I'm still worrying about the moustache...

Rachel Fenton said...

Ha, Dave - I feel we have bonded!

Penny - as competitive as I am, my moustache resolutely refuses to grow into my beard - what's that all about I ask you?

Anonymous said...

There was a time when memes such as this abounded and we were all doing them. I really enjoyed reading this one, which, in its ducking and diving, entertained and intrigued.

Toilet paper: an absolute staple. Unless, like Gargantua, you may have a gentle-woman's velvet mask or the neck of a goose to hand.

Rachel Fenton said...

So that's what fate befell my geese...

You're a good lot to have a bit of fun with, Dick!

Andrea said...

Great meme, Rachel!

That was a disappointing thing for a teacher to say, but if you're anything like me that would make me even more determined to do something, not that there's anything wrong with supermarkets. We've all done jobs we dislike.

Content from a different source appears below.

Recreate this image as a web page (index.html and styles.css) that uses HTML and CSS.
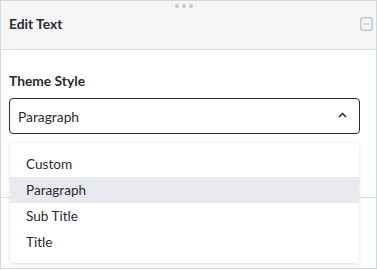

I was once told I'm not a natural writer - that may be so - I'll keep on writing unnaturally!

Rachel Fenton said...

Thanks, Andrea.

Absolutely, re teachers, and I agree about the jobs - I cleaned toilets for two years to pay for my college digs!

That's the way! I'm a fan of the un-naturat then!

Andrea said...

I worked in a hotel during uni as well - it wasn't much fun really, but it did have it's moments looking back on it. There were a few laughs.

Rachel Fenton said...

It's all rich material for writing, Andrea, the grubbier the better!And it brings humility which, whether you're a writer or not, can only be a good thing.

Kass said...

You are a source of constant delighted surprise. My TP salutes you, but not in an underhanded way.

Rachel Fenton said...

Kass - release the TP, step away from the TP, and SCOOTCH! (But check the area for broken glass and pre-use before hand!)

Golden West said...

Rachel - what a delightful read! I enjoyed it most thoroughly!

Rachel Fenton said...

GW - thanks - it was fun to write!

Mike McLaren said...

This was a lot of fun to read.

Rachel Fenton said...

I forget I can be fun sometimes, Mike - glad you enjoyed the read.